DATA SEGMENT:
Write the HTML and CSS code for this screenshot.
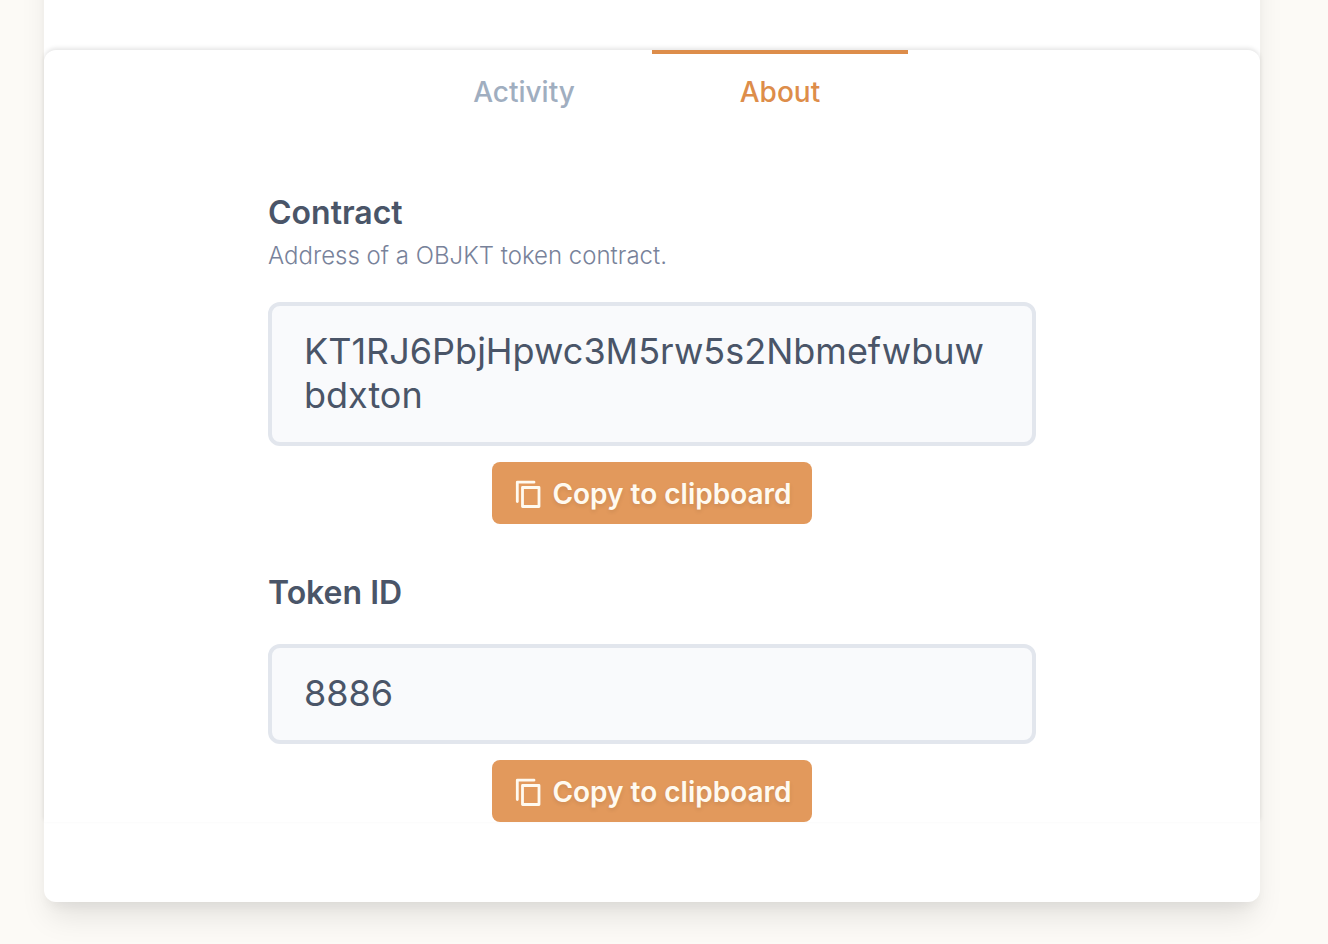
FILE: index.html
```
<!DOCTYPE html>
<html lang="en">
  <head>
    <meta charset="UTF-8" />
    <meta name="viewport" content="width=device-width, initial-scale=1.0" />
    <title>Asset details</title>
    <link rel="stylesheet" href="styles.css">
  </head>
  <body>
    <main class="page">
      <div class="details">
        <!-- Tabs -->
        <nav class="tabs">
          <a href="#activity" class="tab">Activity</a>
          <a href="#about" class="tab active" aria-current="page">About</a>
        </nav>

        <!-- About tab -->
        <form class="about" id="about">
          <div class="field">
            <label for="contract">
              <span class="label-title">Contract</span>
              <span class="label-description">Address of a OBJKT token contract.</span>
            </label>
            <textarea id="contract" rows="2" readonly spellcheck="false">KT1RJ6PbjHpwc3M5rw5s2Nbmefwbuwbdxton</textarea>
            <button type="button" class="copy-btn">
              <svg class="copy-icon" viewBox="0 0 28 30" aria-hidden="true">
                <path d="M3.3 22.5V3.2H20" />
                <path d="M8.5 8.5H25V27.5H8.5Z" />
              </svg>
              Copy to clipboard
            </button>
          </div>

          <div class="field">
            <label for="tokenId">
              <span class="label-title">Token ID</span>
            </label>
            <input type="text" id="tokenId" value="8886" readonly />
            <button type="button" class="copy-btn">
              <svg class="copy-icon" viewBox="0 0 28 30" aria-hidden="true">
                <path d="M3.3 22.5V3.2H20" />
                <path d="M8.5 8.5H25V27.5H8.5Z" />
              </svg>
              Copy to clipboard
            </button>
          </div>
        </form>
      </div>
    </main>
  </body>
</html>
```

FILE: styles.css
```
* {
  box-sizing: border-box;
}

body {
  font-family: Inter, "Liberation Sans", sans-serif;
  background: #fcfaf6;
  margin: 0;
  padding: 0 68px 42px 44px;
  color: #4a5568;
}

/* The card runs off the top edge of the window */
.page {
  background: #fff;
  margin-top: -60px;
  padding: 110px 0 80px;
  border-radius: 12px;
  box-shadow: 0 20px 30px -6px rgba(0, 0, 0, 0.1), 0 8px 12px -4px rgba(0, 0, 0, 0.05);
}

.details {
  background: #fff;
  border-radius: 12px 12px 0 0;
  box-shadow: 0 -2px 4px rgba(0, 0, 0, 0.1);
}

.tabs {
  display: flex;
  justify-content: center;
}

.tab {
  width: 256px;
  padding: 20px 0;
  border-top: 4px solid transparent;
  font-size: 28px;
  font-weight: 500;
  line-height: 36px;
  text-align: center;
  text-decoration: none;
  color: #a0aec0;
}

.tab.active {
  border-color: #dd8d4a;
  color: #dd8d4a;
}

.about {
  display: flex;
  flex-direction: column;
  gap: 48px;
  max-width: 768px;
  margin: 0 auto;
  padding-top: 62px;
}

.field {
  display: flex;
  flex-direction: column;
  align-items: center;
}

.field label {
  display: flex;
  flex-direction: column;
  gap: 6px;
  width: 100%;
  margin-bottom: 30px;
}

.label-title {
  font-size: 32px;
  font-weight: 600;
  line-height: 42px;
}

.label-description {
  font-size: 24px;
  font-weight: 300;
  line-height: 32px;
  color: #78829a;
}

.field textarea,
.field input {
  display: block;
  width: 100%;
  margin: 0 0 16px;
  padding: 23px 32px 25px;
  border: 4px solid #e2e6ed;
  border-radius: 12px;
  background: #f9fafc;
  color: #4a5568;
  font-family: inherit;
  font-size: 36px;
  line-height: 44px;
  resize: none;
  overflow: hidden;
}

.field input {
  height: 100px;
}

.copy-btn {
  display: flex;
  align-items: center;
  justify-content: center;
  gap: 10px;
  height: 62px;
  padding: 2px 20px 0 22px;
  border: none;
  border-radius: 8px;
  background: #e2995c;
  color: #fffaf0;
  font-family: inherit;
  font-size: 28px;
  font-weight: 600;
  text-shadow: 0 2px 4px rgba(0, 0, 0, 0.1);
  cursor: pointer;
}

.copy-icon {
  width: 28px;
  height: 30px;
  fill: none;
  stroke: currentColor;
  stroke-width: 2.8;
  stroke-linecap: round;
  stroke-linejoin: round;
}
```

WHAT TO DO:
Reproduce the data verbatim. Do not carry any picture into the copy.

COMPLETED TASK:
Write the HTML and CSS code for this screenshot.
FILE: index.html
```
<!DOCTYPE html>
<html lang="en">
  <head>
    <meta charset="UTF-8" />
    <meta name="viewport" content="width=device-width, initial-scale=1.0" />
    <title>Asset details</title>
    <link rel="stylesheet" href="styles.css">
  </head>
  <body>
    <main class="page">
      <div class="details">
        <!-- Tabs -->
        <nav class="tabs">
          <a href="#activity" class="tab">Activity</a>
          <a href="#about" class="tab active" aria-current="page">About</a>
        </nav>

        <!-- About tab -->
        <form class="about" id="about">
          <div class="field">
            <label for="contract">
              <span class="label-title">Contract</span>
              <span class="label-description">Address of a OBJKT token contract.</span>
            </label>
            <textarea id="contract" rows="2" readonly spellcheck="false">KT1RJ6PbjHpwc3M5rw5s2Nbmefwbuwbdxton</textarea>
            <button type="button" class="copy-btn">
              <svg class="copy-icon" viewBox="0 0 28 30" aria-hidden="true">
                <path d="M3.3 22.5V3.2H20" />
                <path d="M8.5 8.5H25V27.5H8.5Z" />
              </svg>
              Copy to clipboard
            </button>
          </div>

          <div class="field">
            <label for="tokenId">
              <span class="label-title">Token ID</span>
            </label>
            <input type="text" id="tokenId" value="8886" readonly />
            <button type="button" class="copy-btn">
              <svg class="copy-icon" viewBox="0 0 28 30" aria-hidden="true">
                <path d="M3.3 22.5V3.2H20" />
                <path d="M8.5 8.5H25V27.5H8.5Z" />
              </svg>
              Copy to clipboard
            </button>
          </div>
        </form>
      </div>
    </main>
  </body>
</html>
```

FILE: styles.css
```
* {
  box-sizing: border-box;
}

body {
  font-family: Inter, "Liberation Sans", sans-serif;
  background: #fcfaf6;
  margin: 0;
  padding: 0 68px 42px 44px;
  color: #4a5568;
}

/* The card runs off the top edge of the window */
.page {
  background: #fff;
  margin-top: -60px;
  padding: 110px 0 80px;
  border-radius: 12px;
  box-shadow: 0 20px 30px -6px rgba(0, 0, 0, 0.1), 0 8px 12px -4px rgba(0, 0, 0, 0.05);
}

.details {
  background: #fff;
  border-radius: 12px 12px 0 0;
  box-shadow: 0 -2px 4px rgba(0, 0, 0, 0.1);
}

.tabs {
  display: flex;
  justify-content: center;
}

.tab {
  width: 256px;
  padding: 20px 0;
  border-top: 4px solid transparent;
  font-size: 28px;
  font-weight: 500;
  line-height: 36px;
  text-align: center;
  text-decoration: none;
  color: #a0aec0;
}

.tab.active {
  border-color: #dd8d4a;
  color: #dd8d4a;
}

.about {
  display: flex;
  flex-direction: column;
  gap: 48px;
  max-width: 768px;
  margin: 0 auto;
  padding-top: 62px;
}

.field {
  display: flex;
  flex-direction: column;
  align-items: center;
}

.field label {
  display: flex;
  flex-direction: column;
  gap: 6px;
  width: 100%;
  margin-bottom: 30px;
}

.label-title {
  font-size: 32px;
  font-weight: 600;
  line-height: 42px;
}

.label-description {
  font-size: 24px;
  font-weight: 300;
  line-height: 32px;
  color: #78829a;
}

.field textarea,
.field input {
  display: block;
  width: 100%;
  margin: 0 0 16px;
  padding: 23px 32px 25px;
  border: 4px solid #e2e6ed;
  border-radius: 12px;
  background: #f9fafc;
  color: #4a5568;
  font-family: inherit;
  font-size: 36px;
  line-height: 44px;
  resize: none;
  overflow: hidden;
}

.field input {
  height: 100px;
}

.copy-btn {
  display: flex;
  align-items: center;
  justify-content: center;
  gap: 10px;
  height: 62px;
  padding: 2px 20px 0 22px;
  border: none;
  border-radius: 8px;
  background: #e2995c;
  color: #fffaf0;
  font-family: inherit;
  font-size: 28px;
  font-weight: 600;
  text-shadow: 0 2px 4px rgba(0, 0, 0, 0.1);
  cursor: pointer;
}

.copy-icon {
  width: 28px;
  height: 30px;
  fill: none;
  stroke: currentColor;
  stroke-width: 2.8;
  stroke-linecap: round;
  stroke-linejoin: round;
}
```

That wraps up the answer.